In the WSV2X channel, all the propagation effects are subsumed into the channel impulse response (CIR), which can be treated as the superposition of the contributions by all multipath components (MPCs). The CIR is time-variant since the channel changes as Tx, Rx, and scatterers are moving around. A complete description of the channel is thus given by the time variant CIR [38]. In order to facilitate the processing, several metrics are extracted to provide more condensed characterization of the WSV2X channel. Generally speaking, different systems require different metrics to support the channel characteristics. In this paper, we summarize all the typical metrics by classifications of the domains they belong to and the systems they serve.

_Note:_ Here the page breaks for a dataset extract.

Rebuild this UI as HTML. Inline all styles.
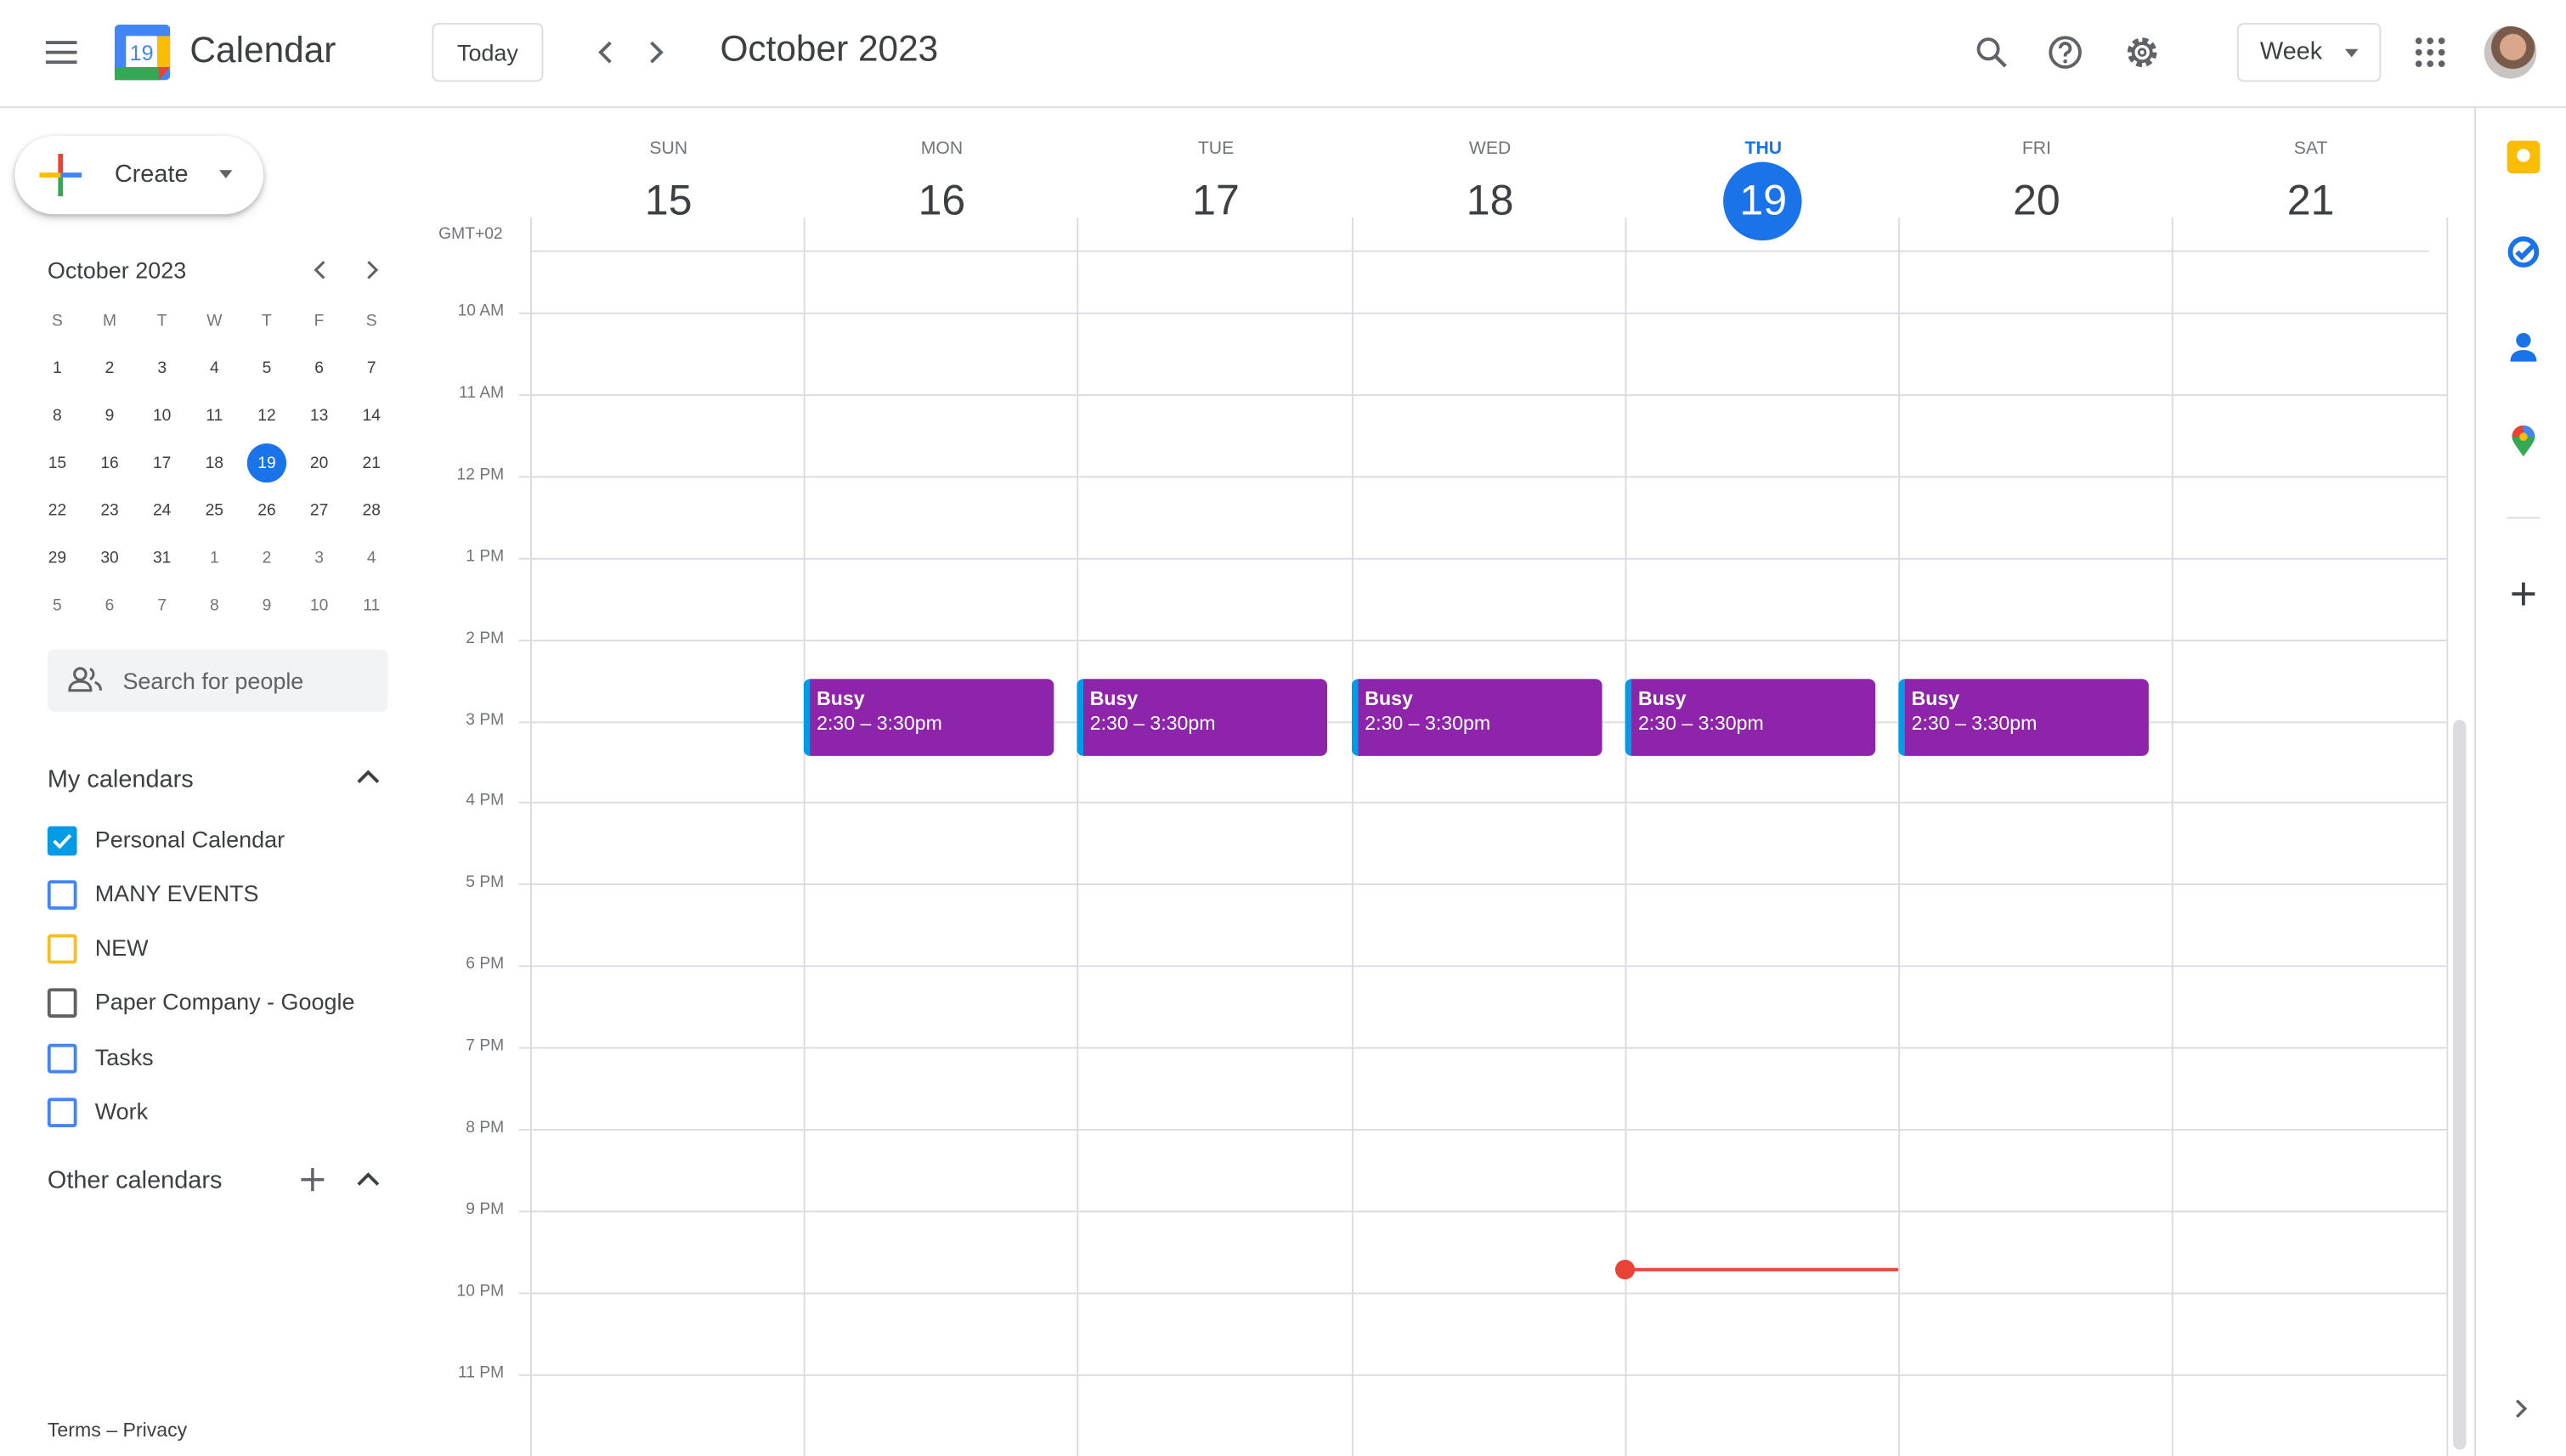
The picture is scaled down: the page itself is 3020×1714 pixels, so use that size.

Figure 3 offers a panorama of metrics for the WSV2X channel classified in accordance with the antenna configuration, bandwidth of the system, and different domains. All the parameters can be assigned to totally six domains:(i)loss and fading: path loss, shadow fading, and small-scale fading, (ii)time domain: coherence time and stationary time, (iii)frequency domain: coherence bandwidth and stationary bandwidth, (iv)doppler domain: Doppler shift and Doppler spread, (v)delay domain: RMS delay spread, (vi)angular domain: angle of arrival (AoA) and angle of departure (AoD).

It can be seen that for the narrow-band single input single output (SISO) systems, the knowledge of path loss, shadow fading, small-scale fading, coherence time, stationary time, coherence bandwidth, stationary bandwidth, and Doppler shift is enough to characterize the channel. But for the wide-band SISO systems, Doppler spread and RMS delay spread should be compensated. When the system evolves from SISO to multi-input multioutput (MIMO), the information of the angular domain, such as AoA and AoD is mandatory to 5 characterize the spatial correlations of the subchannels.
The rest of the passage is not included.